Material:

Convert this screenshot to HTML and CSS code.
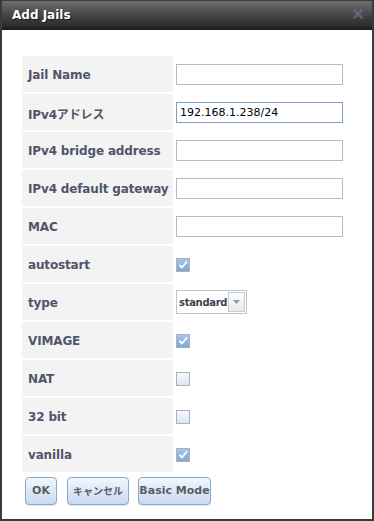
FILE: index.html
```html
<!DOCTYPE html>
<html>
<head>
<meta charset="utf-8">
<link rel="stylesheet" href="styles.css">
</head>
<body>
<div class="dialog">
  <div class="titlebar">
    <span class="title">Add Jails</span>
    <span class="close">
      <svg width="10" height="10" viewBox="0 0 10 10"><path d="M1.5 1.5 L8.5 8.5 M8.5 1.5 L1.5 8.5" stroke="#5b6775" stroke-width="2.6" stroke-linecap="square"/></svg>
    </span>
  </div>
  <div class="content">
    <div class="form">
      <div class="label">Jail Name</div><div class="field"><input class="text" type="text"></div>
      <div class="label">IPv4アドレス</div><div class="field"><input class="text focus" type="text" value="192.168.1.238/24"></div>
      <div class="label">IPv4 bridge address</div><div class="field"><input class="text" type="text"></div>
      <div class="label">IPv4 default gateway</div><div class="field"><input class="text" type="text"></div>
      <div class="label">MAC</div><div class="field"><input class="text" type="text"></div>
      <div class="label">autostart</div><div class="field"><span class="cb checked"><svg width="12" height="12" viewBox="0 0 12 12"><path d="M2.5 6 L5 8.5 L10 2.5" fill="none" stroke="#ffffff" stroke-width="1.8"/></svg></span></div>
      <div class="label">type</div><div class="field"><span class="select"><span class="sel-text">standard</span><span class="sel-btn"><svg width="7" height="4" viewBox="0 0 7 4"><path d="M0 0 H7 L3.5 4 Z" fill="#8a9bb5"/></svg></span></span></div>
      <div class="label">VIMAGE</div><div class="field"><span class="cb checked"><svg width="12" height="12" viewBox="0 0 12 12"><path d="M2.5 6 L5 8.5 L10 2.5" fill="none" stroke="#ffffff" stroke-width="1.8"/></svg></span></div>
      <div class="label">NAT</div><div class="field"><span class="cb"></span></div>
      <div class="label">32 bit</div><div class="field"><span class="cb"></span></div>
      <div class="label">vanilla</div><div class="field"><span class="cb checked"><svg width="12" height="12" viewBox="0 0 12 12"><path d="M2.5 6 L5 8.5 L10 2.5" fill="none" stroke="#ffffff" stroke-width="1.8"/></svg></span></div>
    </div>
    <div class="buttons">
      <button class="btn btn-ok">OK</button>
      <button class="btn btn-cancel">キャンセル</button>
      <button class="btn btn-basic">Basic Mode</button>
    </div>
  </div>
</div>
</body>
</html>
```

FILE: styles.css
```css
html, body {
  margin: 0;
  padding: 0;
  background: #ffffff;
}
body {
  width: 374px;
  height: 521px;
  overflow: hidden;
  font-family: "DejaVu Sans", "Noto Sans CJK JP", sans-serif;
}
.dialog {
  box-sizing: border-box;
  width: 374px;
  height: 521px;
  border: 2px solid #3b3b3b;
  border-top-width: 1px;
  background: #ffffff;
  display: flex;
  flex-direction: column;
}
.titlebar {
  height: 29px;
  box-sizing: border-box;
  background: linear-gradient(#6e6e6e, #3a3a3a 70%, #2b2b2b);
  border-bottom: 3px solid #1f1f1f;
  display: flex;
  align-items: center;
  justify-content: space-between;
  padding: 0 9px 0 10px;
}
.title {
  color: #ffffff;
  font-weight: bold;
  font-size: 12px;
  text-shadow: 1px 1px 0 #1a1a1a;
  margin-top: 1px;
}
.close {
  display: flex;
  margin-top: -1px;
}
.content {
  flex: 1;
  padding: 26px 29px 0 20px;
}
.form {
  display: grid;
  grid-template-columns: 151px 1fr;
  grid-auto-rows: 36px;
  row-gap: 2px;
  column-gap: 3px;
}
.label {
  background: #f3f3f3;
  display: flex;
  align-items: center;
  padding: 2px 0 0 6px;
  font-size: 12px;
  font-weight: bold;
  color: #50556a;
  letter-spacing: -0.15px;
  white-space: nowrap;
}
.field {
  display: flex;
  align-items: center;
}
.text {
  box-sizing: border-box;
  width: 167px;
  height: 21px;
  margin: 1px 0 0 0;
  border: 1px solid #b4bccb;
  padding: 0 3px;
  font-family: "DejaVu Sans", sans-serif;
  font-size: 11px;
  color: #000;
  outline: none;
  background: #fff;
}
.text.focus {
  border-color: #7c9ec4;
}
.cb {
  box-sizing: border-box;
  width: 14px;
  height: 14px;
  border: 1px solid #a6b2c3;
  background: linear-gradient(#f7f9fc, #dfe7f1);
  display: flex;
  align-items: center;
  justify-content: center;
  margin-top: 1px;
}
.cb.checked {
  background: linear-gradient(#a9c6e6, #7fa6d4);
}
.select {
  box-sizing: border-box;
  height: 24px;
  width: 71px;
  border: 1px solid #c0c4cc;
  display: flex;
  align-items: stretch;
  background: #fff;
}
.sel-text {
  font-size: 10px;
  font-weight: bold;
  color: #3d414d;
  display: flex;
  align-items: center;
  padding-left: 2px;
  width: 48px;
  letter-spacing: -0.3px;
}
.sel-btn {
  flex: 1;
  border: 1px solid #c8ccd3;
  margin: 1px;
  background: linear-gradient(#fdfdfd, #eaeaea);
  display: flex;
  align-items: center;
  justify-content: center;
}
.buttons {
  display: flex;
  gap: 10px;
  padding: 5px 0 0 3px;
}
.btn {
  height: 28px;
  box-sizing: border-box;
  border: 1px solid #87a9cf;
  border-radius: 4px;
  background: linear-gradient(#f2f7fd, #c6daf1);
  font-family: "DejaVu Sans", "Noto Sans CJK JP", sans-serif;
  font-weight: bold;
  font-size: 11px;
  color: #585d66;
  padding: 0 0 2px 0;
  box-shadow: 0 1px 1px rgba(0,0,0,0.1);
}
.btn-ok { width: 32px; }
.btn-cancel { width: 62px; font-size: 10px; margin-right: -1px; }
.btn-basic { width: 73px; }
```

Task statement: Each line of the material must be retyped exactly, except that images are omitted.

Response:
Convert this screenshot to HTML and CSS code.
FILE: index.html
```html
<!DOCTYPE html>
<html>
<head>
<meta charset="utf-8">
<link rel="stylesheet" href="styles.css">
</head>
<body>
<div class="dialog">
  <div class="titlebar">
    <span class="title">Add Jails</span>
    <span class="close">
      <svg width="10" height="10" viewBox="0 0 10 10"><path d="M1.5 1.5 L8.5 8.5 M8.5 1.5 L1.5 8.5" stroke="#5b6775" stroke-width="2.6" stroke-linecap="square"/></svg>
    </span>
  </div>
  <div class="content">
    <div class="form">
      <div class="label">Jail Name</div><div class="field"><input class="text" type="text"></div>
      <div class="label">IPv4アドレス</div><div class="field"><input class="text focus" type="text" value="192.168.1.238/24"></div>
      <div class="label">IPv4 bridge address</div><div class="field"><input class="text" type="text"></div>
      <div class="label">IPv4 default gateway</div><div class="field"><input class="text" type="text"></div>
      <div class="label">MAC</div><div class="field"><input class="text" type="text"></div>
      <div class="label">autostart</div><div class="field"><span class="cb checked"><svg width="12" height="12" viewBox="0 0 12 12"><path d="M2.5 6 L5 8.5 L10 2.5" fill="none" stroke="#ffffff" stroke-width="1.8"/></svg></span></div>
      <div class="label">type</div><div class="field"><span class="select"><span class="sel-text">standard</span><span class="sel-btn"><svg width="7" height="4" viewBox="0 0 7 4"><path d="M0 0 H7 L3.5 4 Z" fill="#8a9bb5"/></svg></span></span></div>
      <div class="label">VIMAGE</div><div class="field"><span class="cb checked"><svg width="12" height="12" viewBox="0 0 12 12"><path d="M2.5 6 L5 8.5 L10 2.5" fill="none" stroke="#ffffff" stroke-width="1.8"/></svg></span></div>
      <div class="label">NAT</div><div class="field"><span class="cb"></span></div>
      <div class="label">32 bit</div><div class="field"><span class="cb"></span></div>
      <div class="label">vanilla</div><div class="field"><span class="cb checked"><svg width="12" height="12" viewBox="0 0 12 12"><path d="M2.5 6 L5 8.5 L10 2.5" fill="none" stroke="#ffffff" stroke-width="1.8"/></svg></span></div>
    </div>
    <div class="buttons">
      <button class="btn btn-ok">OK</button>
      <button class="btn btn-cancel">キャンセル</button>
      <button class="btn btn-basic">Basic Mode</button>
    </div>
  </div>
</div>
</body>
</html>
```

FILE: styles.css
```css
html, body {
  margin: 0;
  padding: 0;
  background: #ffffff;
}
body {
  width: 374px;
  height: 521px;
  overflow: hidden;
  font-family: "DejaVu Sans", "Noto Sans CJK JP", sans-serif;
}
.dialog {
  box-sizing: border-box;
  width: 374px;
  height: 521px;
  border: 2px solid #3b3b3b;
  border-top-width: 1px;
  background: #ffffff;
  display: flex;
  flex-direction: column;
}
.titlebar {
  height: 29px;
  box-sizing: border-box;
  background: linear-gradient(#6e6e6e, #3a3a3a 70%, #2b2b2b);
  border-bottom: 3px solid #1f1f1f;
  display: flex;
  align-items: center;
  justify-content: space-between;
  padding: 0 9px 0 10px;
}
.title {
  color: #ffffff;
  font-weight: bold;
  font-size: 12px;
  text-shadow: 1px 1px 0 #1a1a1a;
  margin-top: 1px;
}
.close {
  display: flex;
  margin-top: -1px;
}
.content {
  flex: 1;
  padding: 26px 29px 0 20px;
}
.form {
  display: grid;
  grid-template-columns: 151px 1fr;
  grid-auto-rows: 36px;
  row-gap: 2px;
  column-gap: 3px;
}
.label {
  background: #f3f3f3;
  display: flex;
  align-items: center;
  padding: 2px 0 0 6px;
  font-size: 12px;
  font-weight: bold;
  color: #50556a;
  letter-spacing: -0.15px;
  white-space: nowrap;
}
.field {
  display: flex;
  align-items: center;
}
.text {
  box-sizing: border-box;
  width: 167px;
  height: 21px;
  margin: 1px 0 0 0;
  border: 1px solid #b4bccb;
  padding: 0 3px;
  font-family: "DejaVu Sans", sans-serif;
  font-size: 11px;
  color: #000;
  outline: none;
  background: #fff;
}
.text.focus {
  border-color: #7c9ec4;
}
.cb {
  box-sizing: border-box;
  width: 14px;
  height: 14px;
  border: 1px solid #a6b2c3;
  background: linear-gradient(#f7f9fc, #dfe7f1);
  display: flex;
  align-items: center;
  justify-content: center;
  margin-top: 1px;
}
.cb.checked {
  background: linear-gradient(#a9c6e6, #7fa6d4);
}
.select {
  box-sizing: border-box;
  height: 24px;
  width: 71px;
  border: 1px solid #c0c4cc;
  display: flex;
  align-items: stretch;
  background: #fff;
}
.sel-text {
  font-size: 10px;
  font-weight: bold;
  color: #3d414d;
  display: flex;
  align-items: center;
  padding-left: 2px;
  width: 48px;
  letter-spacing: -0.3px;
}
.sel-btn {
  flex: 1;
  border: 1px solid #c8ccd3;
  margin: 1px;
  background: linear-gradient(#fdfdfd, #eaeaea);
  display: flex;
  align-items: center;
  justify-content: center;
}
.buttons {
  display: flex;
  gap: 10px;
  padding: 5px 0 0 3px;
}
.btn {
  height: 28px;
  box-sizing: border-box;
  border: 1px solid #87a9cf;
  border-radius: 4px;
  background: linear-gradient(#f2f7fd, #c6daf1);
  font-family: "DejaVu Sans", "Noto Sans CJK JP", sans-serif;
  font-weight: bold;
  font-size: 11px;
  color: #585d66;
  padding: 0 0 2px 0;
  box-shadow: 0 1px 1px rgba(0,0,0,0.1);
}
.btn-ok { width: 32px; }
.btn-cancel { width: 62px; font-size: 10px; margin-right: -1px; }
.btn-basic { width: 73px; }
```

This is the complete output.